On the acquisition side, the company may still try to get some additional acreage in the Williston (in McKenzie County) and is almost certainly looking for more acreage in the Eagle Ford. I also wouldn't rule out the possibility that Abraxas itself gets an offer - its acreage is close to EOG in the Eagle Ford as well.

Reassessing The Value

I was much too skeptical about the potential value of the company's acreage in the Eagle Ford and in correcting for that mistake, I'm also wary of over-correcting and going too far in the other direction. I believe the company's expedited drilling program has boosted the value of the proved reserves to $4.50/share, with another $2.50/share in risked value and $1 in net debt, future costs, and other expenses.

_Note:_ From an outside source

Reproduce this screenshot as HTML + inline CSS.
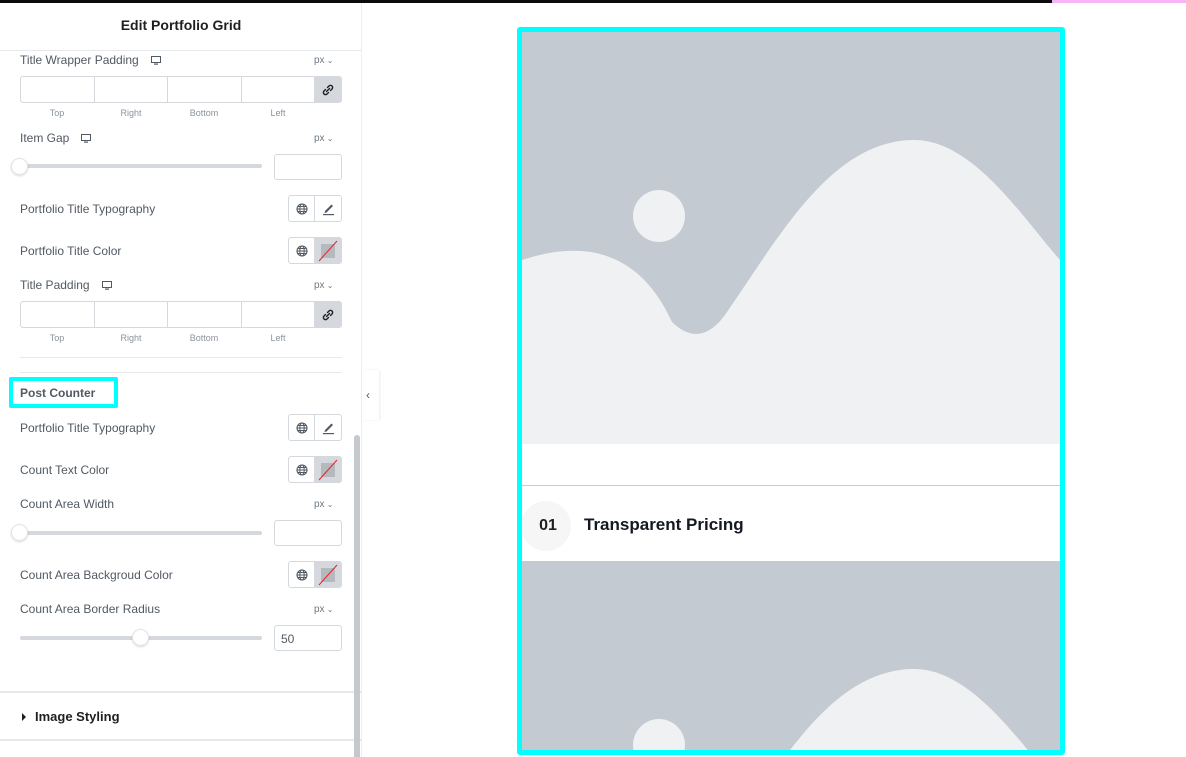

Within the risked NAV estimate, I come up with a $0.40/share value to the remaining Williston/Bakken drilling opportunities (with some upside to downspacing), $1.75/share for the Eagle Ford, and about $0.35/share in value across the Permian, PRB, and Canadian acreage. Additional acreage acquisitions would presumably increase the NAV, as would meaningfully better than expected drilling results. I believe that Abraxas could also realize a better price/value for its Canadian and PRB acreage than my model suggests, as that acreage could be worth more to established operators than it currently is to the company. On the other hand, there is no guarantee that the company can/will find a buyer.

Looking at EV/EBITDA, the company is definitely reaping the benefits of that accelerated drilling program as drilling leads to production and production leads to EBITDA. At 6.5x the average 12-month EBITDA estimate, I come up with a fair value of almost $7/share for Abraxas.

The Bottom Line

I won't be shocked if Abraxas pulls back periodically on worries about the company's drilling inventory and/or the impact of announced drilling results (the Street tends to focus on the last results, not the moving average or the big picture). I do think there are cheaper E&P stocks to consider today (including Cabot (NYSE:COG) in the Eagle Ford and Bill Barrett), but Abraxas is performing well with respect to production growth and drilling results and I think there is more the company can do to build its acreage position and drilling inventory.

Disclosure: The author has no positions in any stocks mentioned, and no plans to initiate any positions within the next 72 hours.

The author wrote this article themselves, and it expresses their own opinions. The author is not receiving compensation for it (other than from Seeking Alpha). The author has no business relationship with any company whose stock is mentioned in this article.